Recorded data →
::::

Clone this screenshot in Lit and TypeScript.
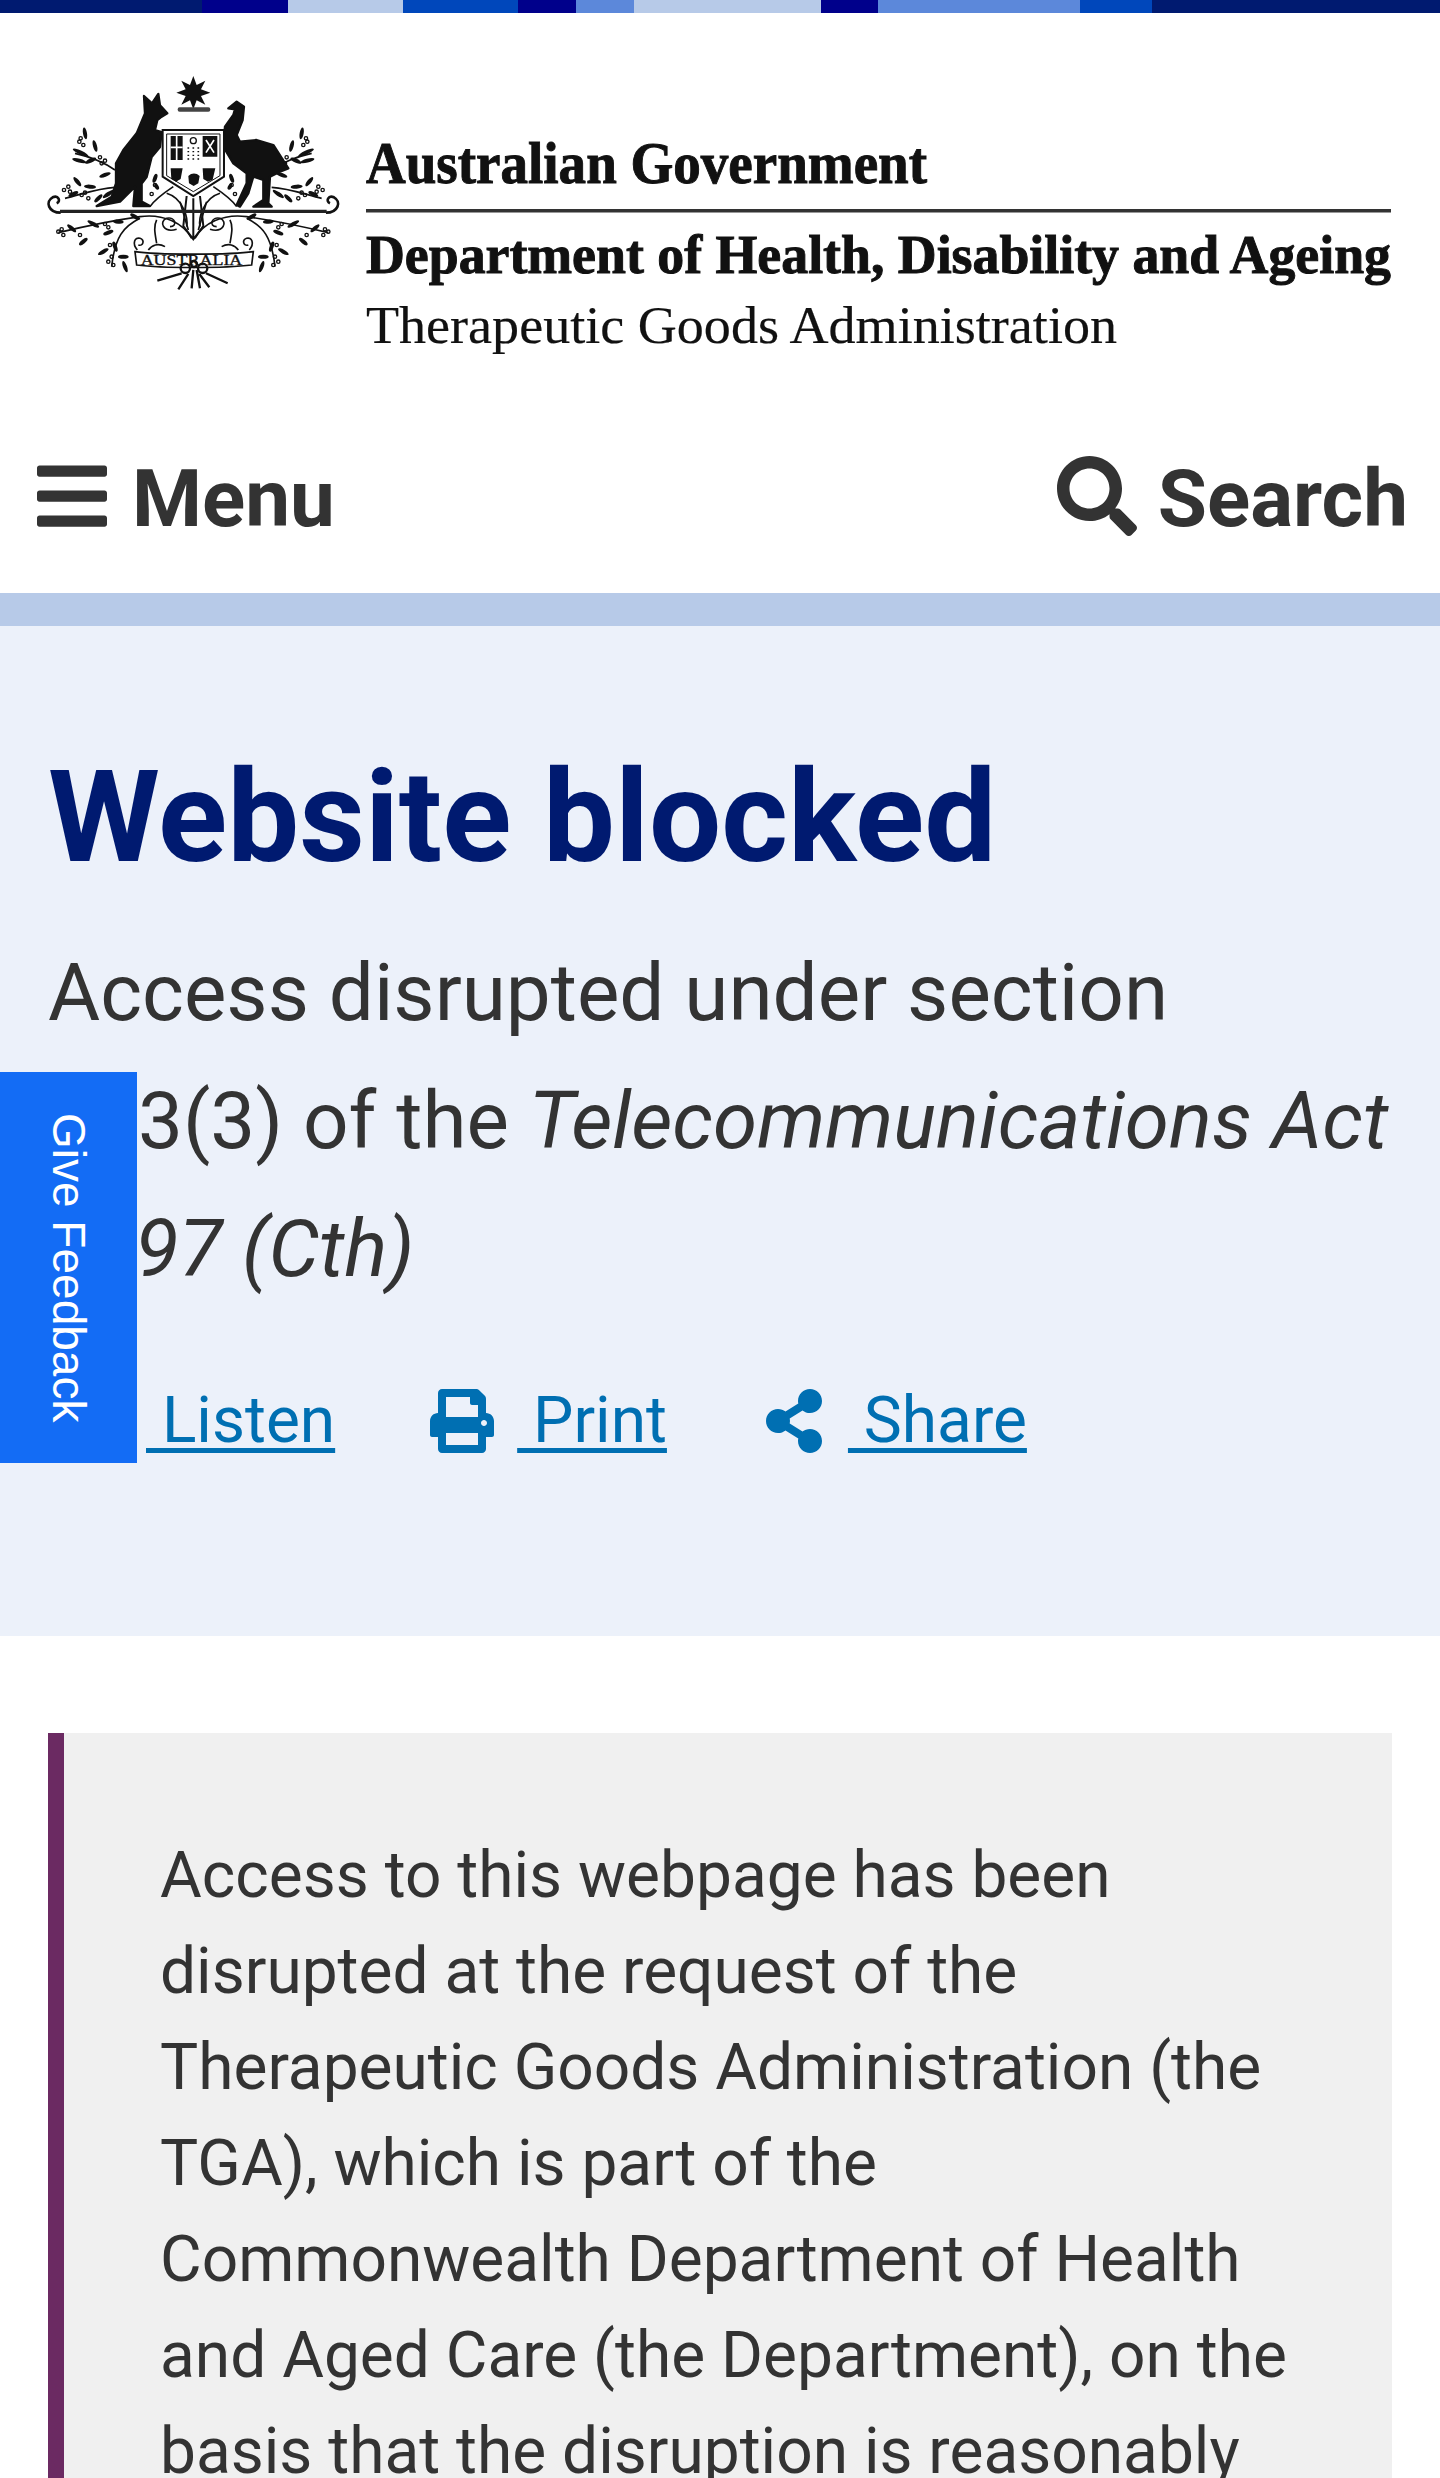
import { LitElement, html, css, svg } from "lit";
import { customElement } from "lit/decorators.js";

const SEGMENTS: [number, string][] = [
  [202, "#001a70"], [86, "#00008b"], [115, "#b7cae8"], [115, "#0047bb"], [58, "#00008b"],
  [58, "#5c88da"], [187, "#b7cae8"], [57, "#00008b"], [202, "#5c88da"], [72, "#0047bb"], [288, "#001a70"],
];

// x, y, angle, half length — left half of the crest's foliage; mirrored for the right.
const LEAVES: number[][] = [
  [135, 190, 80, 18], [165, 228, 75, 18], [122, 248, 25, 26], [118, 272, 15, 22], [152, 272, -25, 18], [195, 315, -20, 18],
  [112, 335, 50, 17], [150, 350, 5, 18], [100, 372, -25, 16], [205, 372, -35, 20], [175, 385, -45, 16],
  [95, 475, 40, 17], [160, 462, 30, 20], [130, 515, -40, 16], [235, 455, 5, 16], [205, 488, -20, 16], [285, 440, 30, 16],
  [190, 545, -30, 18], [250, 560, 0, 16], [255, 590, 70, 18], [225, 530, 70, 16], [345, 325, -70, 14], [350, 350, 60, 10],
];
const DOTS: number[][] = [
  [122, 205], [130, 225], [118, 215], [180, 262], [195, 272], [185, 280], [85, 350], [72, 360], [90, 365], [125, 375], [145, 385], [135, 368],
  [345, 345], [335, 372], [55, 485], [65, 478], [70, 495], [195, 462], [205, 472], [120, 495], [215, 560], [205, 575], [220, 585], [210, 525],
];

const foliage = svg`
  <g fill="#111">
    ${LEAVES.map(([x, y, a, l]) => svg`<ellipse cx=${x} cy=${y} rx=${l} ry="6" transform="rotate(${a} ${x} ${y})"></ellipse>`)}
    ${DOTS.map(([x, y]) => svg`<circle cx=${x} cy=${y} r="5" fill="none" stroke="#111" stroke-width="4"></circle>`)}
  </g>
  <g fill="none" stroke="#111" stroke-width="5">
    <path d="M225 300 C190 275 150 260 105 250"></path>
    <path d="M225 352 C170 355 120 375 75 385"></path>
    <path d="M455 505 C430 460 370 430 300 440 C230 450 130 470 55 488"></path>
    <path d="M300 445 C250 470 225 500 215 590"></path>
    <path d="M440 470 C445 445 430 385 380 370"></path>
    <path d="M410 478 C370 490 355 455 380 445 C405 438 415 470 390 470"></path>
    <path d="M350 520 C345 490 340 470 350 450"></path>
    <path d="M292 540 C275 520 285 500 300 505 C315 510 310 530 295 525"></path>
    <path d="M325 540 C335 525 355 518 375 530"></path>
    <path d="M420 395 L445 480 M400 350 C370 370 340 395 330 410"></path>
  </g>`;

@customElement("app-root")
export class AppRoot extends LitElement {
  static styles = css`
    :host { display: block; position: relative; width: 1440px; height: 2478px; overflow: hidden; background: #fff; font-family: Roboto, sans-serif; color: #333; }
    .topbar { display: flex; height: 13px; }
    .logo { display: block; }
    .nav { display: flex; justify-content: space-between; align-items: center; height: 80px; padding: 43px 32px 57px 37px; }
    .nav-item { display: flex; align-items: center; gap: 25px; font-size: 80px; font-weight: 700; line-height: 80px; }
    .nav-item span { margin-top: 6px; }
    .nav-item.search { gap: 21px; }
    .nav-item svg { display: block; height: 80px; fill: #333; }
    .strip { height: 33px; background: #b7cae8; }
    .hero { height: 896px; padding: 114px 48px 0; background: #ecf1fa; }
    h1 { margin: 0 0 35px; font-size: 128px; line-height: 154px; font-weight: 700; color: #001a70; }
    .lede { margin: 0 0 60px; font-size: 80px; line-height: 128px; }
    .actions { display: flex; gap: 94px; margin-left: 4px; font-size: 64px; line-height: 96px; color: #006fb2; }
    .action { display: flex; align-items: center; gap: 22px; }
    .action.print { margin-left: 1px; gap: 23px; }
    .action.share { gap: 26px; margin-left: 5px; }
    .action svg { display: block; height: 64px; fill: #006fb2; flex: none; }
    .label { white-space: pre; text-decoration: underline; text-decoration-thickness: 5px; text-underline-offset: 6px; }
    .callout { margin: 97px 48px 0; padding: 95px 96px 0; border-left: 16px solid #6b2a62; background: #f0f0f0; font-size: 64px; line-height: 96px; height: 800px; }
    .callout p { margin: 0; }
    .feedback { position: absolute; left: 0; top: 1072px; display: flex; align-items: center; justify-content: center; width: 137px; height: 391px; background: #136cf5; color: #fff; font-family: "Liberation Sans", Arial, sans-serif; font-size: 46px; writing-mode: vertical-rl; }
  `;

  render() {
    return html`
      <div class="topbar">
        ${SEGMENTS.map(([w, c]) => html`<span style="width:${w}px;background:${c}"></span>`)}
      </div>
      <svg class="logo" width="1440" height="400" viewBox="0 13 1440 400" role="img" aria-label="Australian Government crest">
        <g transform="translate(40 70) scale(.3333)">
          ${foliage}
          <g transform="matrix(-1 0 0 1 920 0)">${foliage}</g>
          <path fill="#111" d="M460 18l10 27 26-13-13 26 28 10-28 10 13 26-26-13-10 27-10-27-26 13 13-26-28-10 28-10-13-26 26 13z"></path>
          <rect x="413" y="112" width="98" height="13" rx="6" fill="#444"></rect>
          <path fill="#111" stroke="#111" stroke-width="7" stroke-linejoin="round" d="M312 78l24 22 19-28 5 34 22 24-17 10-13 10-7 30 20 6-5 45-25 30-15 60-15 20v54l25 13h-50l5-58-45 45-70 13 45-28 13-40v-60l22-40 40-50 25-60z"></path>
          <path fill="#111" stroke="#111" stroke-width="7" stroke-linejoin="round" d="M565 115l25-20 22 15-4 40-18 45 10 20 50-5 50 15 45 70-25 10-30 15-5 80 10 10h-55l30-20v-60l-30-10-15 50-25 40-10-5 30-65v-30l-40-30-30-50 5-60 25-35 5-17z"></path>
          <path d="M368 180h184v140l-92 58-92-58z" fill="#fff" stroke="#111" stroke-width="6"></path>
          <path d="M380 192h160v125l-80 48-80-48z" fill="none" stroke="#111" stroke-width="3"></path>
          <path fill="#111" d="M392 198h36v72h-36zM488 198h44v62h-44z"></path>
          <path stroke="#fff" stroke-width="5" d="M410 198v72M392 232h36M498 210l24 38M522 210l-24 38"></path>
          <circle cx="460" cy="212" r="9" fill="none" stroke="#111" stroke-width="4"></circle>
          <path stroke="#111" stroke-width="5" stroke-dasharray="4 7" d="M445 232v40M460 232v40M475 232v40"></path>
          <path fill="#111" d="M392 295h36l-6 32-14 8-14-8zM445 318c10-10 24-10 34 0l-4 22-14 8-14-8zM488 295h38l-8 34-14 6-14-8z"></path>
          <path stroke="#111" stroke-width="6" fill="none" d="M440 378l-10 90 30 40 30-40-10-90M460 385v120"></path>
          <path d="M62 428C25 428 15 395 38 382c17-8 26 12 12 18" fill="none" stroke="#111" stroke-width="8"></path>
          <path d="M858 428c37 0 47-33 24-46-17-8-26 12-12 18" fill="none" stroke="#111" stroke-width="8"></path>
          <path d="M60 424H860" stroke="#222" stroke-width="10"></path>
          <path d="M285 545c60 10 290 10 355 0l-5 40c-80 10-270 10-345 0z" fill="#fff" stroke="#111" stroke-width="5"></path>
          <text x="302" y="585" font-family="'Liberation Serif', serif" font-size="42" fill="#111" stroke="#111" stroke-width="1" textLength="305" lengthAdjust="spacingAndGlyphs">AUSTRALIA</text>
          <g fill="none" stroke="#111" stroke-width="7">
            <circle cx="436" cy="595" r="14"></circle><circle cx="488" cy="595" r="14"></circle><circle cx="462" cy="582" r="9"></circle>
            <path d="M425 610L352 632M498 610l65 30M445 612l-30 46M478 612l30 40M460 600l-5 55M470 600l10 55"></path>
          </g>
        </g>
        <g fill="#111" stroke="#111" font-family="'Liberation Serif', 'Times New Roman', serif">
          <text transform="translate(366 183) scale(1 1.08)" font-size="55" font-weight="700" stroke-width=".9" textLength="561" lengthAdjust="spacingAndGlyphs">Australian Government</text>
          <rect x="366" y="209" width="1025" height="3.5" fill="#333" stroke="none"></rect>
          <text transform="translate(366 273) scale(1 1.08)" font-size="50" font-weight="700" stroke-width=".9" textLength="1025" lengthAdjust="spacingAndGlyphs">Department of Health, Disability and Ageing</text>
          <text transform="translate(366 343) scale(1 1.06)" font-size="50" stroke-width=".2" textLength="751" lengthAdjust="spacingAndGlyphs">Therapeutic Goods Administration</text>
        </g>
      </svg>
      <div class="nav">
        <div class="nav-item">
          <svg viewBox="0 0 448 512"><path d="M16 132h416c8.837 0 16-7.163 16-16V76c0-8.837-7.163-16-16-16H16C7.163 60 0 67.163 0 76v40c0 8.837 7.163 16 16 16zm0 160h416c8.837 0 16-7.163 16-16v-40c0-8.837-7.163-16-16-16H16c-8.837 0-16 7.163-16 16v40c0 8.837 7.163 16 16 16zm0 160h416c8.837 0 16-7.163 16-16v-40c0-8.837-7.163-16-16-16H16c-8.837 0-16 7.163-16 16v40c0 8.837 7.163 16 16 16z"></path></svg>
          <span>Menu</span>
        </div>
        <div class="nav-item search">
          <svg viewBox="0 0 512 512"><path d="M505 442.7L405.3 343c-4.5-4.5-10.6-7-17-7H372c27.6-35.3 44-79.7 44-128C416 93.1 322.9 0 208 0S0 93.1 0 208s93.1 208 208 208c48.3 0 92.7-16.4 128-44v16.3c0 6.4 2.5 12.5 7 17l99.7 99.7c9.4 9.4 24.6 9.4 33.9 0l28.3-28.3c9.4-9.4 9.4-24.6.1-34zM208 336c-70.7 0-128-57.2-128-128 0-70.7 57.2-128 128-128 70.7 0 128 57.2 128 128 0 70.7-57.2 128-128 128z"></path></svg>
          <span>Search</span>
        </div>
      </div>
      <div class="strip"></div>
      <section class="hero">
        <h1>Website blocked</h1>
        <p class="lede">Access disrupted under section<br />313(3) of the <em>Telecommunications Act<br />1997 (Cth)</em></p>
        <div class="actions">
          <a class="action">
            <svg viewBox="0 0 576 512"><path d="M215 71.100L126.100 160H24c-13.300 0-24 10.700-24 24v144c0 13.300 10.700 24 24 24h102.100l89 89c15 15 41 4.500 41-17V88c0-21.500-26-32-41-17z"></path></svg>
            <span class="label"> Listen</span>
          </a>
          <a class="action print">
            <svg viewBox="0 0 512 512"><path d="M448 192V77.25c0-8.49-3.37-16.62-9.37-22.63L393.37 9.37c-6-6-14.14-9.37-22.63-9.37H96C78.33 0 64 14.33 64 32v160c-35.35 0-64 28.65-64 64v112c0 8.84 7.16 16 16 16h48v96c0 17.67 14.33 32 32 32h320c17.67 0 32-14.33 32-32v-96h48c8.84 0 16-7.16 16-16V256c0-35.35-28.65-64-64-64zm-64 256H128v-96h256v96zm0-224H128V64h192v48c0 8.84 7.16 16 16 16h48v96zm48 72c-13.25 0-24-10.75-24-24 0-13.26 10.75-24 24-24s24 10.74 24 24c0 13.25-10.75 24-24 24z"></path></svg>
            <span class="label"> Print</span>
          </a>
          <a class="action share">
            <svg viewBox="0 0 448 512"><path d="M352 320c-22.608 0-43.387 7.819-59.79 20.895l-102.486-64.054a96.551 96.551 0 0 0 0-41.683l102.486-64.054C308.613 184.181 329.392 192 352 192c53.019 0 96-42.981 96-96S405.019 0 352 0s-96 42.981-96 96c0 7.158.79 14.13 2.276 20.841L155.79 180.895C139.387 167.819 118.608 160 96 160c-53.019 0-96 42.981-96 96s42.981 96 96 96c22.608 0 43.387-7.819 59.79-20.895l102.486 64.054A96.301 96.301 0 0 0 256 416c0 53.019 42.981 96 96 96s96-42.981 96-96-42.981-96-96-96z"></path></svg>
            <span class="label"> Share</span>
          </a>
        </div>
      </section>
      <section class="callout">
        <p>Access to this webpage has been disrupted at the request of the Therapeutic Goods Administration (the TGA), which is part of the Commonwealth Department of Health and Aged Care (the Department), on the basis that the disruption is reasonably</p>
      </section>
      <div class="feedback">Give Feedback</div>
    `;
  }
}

::::

Objective →
Look over the listing. Pull out every line with the string "this" in it.

Worked answer →
Clone this screenshot in Lit and TypeScript.
        <p>Access to this webpage has been disrupted at the request of the Therapeutic Goods Administration (the TGA), which is part of the Commonwealth Department of Health and Aged Care (the Department), on the basis that the disruption is reasonably</p>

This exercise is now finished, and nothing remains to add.